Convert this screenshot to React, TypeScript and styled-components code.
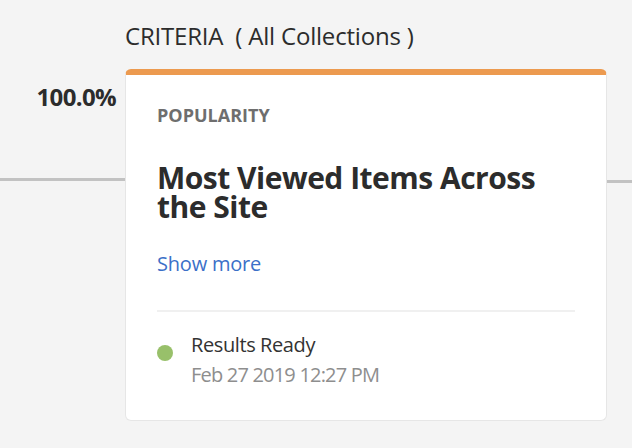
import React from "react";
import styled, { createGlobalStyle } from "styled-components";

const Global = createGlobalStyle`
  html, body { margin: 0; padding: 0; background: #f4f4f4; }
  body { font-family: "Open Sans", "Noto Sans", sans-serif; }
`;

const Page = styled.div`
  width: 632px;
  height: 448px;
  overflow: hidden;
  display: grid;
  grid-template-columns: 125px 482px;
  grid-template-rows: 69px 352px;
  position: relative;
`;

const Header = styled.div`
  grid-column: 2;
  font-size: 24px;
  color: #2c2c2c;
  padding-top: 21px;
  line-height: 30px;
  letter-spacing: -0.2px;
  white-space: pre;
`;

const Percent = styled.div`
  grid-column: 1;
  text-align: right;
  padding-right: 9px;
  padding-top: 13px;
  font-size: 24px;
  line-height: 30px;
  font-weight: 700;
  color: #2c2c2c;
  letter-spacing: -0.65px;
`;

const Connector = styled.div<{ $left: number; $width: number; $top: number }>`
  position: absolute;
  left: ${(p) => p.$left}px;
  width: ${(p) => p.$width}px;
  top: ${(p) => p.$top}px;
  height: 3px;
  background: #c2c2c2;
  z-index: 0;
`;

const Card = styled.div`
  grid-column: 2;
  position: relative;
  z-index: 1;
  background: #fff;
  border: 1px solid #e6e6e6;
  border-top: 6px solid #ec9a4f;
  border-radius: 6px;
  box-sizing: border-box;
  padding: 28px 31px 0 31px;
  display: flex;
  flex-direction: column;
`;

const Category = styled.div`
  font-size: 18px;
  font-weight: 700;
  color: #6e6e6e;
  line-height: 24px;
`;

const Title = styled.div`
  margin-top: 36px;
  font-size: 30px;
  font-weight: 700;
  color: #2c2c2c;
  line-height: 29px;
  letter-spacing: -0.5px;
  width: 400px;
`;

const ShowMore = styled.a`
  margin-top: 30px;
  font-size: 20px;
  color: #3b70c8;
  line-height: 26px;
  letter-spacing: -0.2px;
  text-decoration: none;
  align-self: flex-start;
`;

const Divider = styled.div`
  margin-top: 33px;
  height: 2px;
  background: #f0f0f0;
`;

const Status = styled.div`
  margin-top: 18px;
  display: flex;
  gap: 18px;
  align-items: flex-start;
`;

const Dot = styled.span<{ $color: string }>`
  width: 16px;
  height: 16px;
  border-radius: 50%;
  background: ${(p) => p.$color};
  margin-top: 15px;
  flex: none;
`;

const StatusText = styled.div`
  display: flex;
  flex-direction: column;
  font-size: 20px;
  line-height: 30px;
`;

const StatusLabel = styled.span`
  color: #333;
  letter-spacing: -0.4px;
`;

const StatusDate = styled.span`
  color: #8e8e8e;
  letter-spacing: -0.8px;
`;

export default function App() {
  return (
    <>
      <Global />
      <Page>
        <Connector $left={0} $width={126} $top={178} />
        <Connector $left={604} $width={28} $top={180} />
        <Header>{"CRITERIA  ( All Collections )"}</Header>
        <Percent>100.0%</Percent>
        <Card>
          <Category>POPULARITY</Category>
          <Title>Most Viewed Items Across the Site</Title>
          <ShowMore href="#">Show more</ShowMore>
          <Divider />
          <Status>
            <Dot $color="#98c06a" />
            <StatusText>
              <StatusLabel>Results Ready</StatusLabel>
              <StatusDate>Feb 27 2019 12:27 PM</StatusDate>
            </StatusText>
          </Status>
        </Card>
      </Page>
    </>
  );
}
***
YOUR GOAL:
Scan the material above. Copy each line that holds the word "React".

OUTPUT OF THE TASK:
Convert this screenshot to React, TypeScript and styled-components code.
import React from "react";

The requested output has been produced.